12 Responses to “A Versatile Iris” »

  1. Nancy Bond :
    June 3, 2008 at 8:05 am

    They’re gorgeous! I rather like those speckled falls — they look like they’ve been gently spattered with paint. :)

  2. Helen :
    June 3, 2008 at 12:54 pm

    What a lovely Iris. I really like them, they add a certain elegance. I have put up a post on my site about my Irises as well – do pop along

  3. Amy :
    June 3, 2008 at 3:17 pm

    I love irises. Such a low maintenance, easy to grow plant, and when they’re finished flowering the leaves still look wonderful.

  4. Northern Shade :
    June 3, 2008 at 6:12 pm

    Nancy, I have to use a very fine paint brush to get all the detail that you see painted on their falls.

    Helen, I’ll be over to see your irises. I think they add elegance too, with their flowers held high, the distinctive petal shape, and the sword shaped foliage.

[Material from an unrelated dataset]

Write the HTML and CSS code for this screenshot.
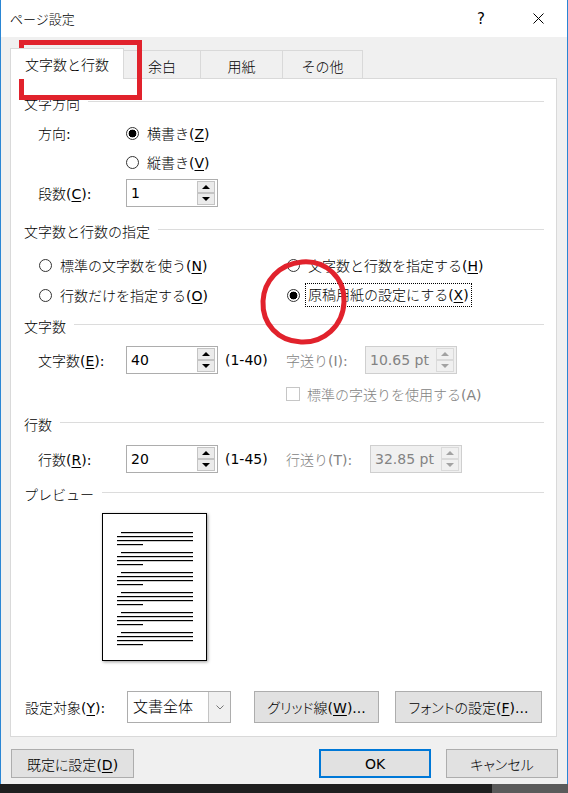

    Amy, I appreciate plants that are easy to grow. I’ve probably divided this iris to more areas than I should have, simply because it was available and growing.

  5. Gail :
    June 5, 2008 at 8:32 am

    I know nothing about Iris except how much I love the old timers that are in my garden! It tickles me how we grow fonder of plants, like the plain friend who gets lovelier with knowing.

  6. Northern Shade :
    June 5, 2008 at 5:37 pm

    Hi Gail, it is funny how some plants become more charming over time. I have a red and gold daylily that was in the garden when I moved in too. It only ever had a few blooms and I wasn’t very fond of it. I actually considered off and on removing it. Then last summer it decided to put on the display of its life. It put out an incredible number of flowers over a long period of time. I started appreciating the dark rich colour of the blooms, with the gold throats and really love the plant now. I’m very glad I dithered over removing it, and can now enjoy it.

  7. Layanee :
    June 6, 2008 at 5:09 am

    NS: Sandy over at Gardenpath has an iris which looks very much like yours. It is a regal flower isn’t it. I would call it ‘Etchings’ because of the fine lines on the falls but then, I just made that up. Is it fragrant?

  8. Northern Shade :
    June 6, 2008 at 6:52 am

    Layanee, Etchings does have a fragrance, but it is not in the same class as lily of the valley, peonies, lilacs and roses.
    I read on garden path that her original iris had a more purplish fall, which sounds very much like mine.

  9. Barbara :
    June 7, 2008 at 6:45 am

    I have some few iris (blue, yellow and a white one), but they are growing on a sunny place. Where do you have yours? How much sun do they get daily? There are some shadow spots which are still empty and where I want to plant some plants with flowers.

  10. Northern Shade :
    June 7, 2008 at 11:40 am

    Barbara, I have some of my irises in part sun and some in medium shade. The ones in the shadiest exposure are in the corner of my yard on the north side of a fence which blocks most sun and also have a fence to the east blocking the morning sun. There is a pine tree right next to them, and they get some of the extended shade from the shadow of the willow on the other side of my yard which blocks the late afternoon sun. They get maybe an hour or so of direct sun and then mostly indirect light. I have been pleasantly surprised by how well they have bloomed. They have been in this location for 4 or 5 years. You can see a picture of this group from last year on http://northernshade.ca/plant-list/.
    I’m not sure if all irises are as accommodating.

  11. Barbara :
    June 8, 2008 at 12:37 am

    Thank you for the answer. It gives me the courage to have a try in my shadow bed under the Catalpa bign. tree. There actually I still have some roses which are growing worse from year to year.

  12. Northern Shade :
    June 8, 2008 at 8:17 am

    Barbara, I hope they work well for you.